A spreading slump swells the long gray line of the unemployed
Allis-Chalmers to lay off 1,300 in Missouri . . . Smith-Corona to suspend output at three plants employing 3,450 . . . Pennzoil to shut down all its copper and molybdenum operations.
The business-page headlines last week were a relentless reminder of the gathering force of the current U.S. recession. With each passing day, the industrial landscape is increasingly marred by padlocked factory gates and smokeless smokestacks. Spreading from cotton mills in Georgia to lumber camps in Oregon, the slump has swiftly swelled the ranks of the jobless. The Labor Department announced last week that November's unemployment rate rose again, to 8.4%, the highest level in six years, up from 8% in October and 7% in July. This means that about 9 million Americans and their families are facing the Christmas holidays without paychecks. Says Steve Kelly, 25, who was laid off by a sawmill in Horse Shoe Bend, Idaho, and must now support his wife and son on a $525-a-month unemployment benefit: "There's not much a guy can do. We have payments on the car, pickup and house. After we buy food, we just pay some bills if we can. And if we can't, well, we just can't."
The trauma may grow much worse. The Commerce Department reported last week that its index of leading economic indicators, which predicts future business trends, fell a steep 1.8% in October. Most forecasters, including Murray Weidenbaum, President Reagan's chief economic adviser, believe that unemployment will rise to about 9% before it eases next year, when business picks up again. That would equal the postwar record high set during the severe 1973-75 recession.
The downturn has been most devastating in two industries particularly sensitive to high interest rates: autos and housing. Car production in December is scheduled to be 21% below last year's already depressed levels. The big automakers and their suppliers have laid off some 600,000 employees.

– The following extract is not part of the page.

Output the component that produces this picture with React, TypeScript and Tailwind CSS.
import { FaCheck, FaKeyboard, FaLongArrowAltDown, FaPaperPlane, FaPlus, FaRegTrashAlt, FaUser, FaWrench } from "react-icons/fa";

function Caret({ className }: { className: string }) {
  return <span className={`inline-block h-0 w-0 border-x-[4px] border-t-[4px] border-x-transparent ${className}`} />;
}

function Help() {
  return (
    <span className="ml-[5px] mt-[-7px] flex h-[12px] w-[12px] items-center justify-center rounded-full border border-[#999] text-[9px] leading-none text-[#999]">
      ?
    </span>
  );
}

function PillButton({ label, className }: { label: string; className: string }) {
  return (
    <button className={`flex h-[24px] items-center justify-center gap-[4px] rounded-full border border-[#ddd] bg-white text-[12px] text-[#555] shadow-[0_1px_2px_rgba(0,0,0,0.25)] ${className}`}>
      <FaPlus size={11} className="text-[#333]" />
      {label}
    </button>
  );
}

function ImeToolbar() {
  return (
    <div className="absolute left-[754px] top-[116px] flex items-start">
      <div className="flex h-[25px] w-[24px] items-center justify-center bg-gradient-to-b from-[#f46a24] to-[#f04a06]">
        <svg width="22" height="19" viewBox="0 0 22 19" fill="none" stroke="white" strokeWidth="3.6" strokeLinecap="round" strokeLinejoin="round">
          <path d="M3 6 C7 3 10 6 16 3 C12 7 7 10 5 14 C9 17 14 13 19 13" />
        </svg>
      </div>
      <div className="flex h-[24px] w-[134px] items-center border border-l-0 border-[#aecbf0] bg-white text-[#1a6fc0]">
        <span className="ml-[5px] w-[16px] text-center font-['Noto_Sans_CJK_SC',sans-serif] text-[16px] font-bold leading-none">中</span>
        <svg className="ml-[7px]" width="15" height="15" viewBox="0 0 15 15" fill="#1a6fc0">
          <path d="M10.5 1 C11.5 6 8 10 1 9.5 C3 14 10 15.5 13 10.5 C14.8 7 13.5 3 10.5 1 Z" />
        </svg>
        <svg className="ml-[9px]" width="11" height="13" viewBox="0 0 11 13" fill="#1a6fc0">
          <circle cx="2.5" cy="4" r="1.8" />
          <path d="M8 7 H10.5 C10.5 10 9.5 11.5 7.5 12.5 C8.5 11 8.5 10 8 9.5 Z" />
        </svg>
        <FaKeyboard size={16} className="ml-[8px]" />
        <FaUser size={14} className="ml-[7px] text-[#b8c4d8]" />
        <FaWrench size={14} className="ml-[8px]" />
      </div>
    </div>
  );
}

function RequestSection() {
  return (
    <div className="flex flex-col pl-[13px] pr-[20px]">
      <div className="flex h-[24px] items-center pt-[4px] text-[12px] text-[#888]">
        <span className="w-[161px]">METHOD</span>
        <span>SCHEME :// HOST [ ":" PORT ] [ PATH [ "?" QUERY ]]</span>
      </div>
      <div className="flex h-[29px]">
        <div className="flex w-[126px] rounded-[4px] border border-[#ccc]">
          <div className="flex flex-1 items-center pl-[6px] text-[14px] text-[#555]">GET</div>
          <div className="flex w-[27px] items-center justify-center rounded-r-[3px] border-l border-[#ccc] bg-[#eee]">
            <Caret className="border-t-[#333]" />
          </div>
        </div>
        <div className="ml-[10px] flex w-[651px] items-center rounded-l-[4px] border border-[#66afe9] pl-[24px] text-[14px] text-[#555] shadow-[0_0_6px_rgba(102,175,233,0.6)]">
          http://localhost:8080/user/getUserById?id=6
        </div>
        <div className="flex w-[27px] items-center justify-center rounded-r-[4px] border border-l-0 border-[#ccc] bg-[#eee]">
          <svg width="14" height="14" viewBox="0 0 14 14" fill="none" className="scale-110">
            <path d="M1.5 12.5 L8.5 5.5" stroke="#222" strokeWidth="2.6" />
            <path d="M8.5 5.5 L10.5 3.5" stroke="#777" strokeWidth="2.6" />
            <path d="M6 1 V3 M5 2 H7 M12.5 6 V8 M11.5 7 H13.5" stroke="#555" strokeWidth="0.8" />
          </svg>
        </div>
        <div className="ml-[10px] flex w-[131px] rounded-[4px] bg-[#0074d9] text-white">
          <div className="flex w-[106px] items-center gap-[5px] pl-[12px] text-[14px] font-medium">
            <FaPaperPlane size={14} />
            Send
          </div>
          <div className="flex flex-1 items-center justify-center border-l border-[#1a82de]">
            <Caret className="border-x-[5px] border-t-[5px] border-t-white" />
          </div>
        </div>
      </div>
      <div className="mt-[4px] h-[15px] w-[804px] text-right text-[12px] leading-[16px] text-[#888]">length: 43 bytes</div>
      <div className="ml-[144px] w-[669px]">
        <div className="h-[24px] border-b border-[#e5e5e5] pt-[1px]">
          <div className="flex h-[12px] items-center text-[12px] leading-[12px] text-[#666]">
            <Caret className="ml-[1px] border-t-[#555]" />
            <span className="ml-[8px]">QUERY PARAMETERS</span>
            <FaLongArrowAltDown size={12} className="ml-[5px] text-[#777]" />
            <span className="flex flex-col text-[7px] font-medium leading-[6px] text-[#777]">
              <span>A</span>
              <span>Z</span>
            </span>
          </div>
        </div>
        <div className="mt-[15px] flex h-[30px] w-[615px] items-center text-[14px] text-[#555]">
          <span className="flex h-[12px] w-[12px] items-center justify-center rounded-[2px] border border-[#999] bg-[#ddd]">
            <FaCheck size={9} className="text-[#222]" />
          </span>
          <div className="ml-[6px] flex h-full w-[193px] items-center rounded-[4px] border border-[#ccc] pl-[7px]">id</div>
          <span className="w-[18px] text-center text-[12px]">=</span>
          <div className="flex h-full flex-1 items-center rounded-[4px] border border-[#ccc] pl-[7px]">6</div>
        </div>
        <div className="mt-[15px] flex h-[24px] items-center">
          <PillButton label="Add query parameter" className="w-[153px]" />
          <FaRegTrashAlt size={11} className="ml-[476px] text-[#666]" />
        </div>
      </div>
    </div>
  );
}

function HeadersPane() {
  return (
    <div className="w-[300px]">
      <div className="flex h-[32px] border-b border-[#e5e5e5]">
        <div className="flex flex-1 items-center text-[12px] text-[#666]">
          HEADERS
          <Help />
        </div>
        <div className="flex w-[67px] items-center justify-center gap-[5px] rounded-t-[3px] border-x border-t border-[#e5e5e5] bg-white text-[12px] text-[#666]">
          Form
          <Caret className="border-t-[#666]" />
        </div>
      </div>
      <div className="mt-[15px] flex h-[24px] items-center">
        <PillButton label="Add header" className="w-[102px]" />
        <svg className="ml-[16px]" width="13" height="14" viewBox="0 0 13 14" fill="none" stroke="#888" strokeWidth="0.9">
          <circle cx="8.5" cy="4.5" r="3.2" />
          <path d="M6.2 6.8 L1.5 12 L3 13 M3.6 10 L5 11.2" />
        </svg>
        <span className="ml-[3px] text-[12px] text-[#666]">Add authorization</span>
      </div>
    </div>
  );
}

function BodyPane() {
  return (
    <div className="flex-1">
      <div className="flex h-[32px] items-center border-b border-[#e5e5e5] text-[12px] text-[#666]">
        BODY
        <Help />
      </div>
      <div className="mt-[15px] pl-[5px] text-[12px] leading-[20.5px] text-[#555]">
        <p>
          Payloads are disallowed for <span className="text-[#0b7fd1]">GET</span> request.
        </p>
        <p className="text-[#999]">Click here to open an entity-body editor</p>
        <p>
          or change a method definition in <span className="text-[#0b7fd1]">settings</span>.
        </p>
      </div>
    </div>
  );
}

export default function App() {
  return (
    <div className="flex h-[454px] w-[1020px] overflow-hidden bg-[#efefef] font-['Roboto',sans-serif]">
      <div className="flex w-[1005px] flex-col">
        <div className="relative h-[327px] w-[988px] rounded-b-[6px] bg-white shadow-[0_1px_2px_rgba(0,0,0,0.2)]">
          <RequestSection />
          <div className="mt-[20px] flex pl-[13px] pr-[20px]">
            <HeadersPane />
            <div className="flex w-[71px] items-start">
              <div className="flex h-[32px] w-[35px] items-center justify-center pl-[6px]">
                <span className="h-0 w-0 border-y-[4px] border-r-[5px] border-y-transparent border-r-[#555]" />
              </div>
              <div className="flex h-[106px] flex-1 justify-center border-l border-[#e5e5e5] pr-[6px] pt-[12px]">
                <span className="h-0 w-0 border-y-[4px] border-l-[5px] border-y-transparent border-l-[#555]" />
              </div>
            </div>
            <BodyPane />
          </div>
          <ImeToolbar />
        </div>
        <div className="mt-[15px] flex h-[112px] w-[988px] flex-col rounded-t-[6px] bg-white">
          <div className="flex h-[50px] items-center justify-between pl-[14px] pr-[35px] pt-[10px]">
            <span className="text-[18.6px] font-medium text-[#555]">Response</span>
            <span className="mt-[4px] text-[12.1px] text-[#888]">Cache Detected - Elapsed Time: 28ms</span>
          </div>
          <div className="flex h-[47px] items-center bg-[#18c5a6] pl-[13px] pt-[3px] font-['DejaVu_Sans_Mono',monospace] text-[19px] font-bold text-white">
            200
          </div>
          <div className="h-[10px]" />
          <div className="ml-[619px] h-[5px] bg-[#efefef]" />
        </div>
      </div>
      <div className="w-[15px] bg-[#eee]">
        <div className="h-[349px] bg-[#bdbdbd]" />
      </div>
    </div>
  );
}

With housing starts at their lowest level in 15 years, the National Association of Home Builders estimates that 20% of the nearly 5 million U.S. construction workers will be out of work this winter.
Industries that provide materials to the automakers and homebuilders are also in serious trouble. Steel companies have idled about 50,000 employees, and the rubber industry has laid off some 10,000. The timber business has toppled. In Oregon alone, 22,000 lumber workers have lost their jobs. Governor Victor Atiyeh has declared the industry to be in a "state of emergency" in an effort to qualify local businessmen for federal relief loans.
The slump is moving rapidly to industries as diverse as clothing and chemicals, furniture and food processing. Even high-technology firms, which once thought themselves to be immune from recession, are starting to feel squeezed. Two weeks ago, Nixdorf Computer of Waltham, Mass., let go 250 employees, or 11% of its work force. The division of Exxon that makes computerized typewriters and other office gear announced last week that it was dismissing a fifth of its employees and shutting down a factory in Orlando, Fla.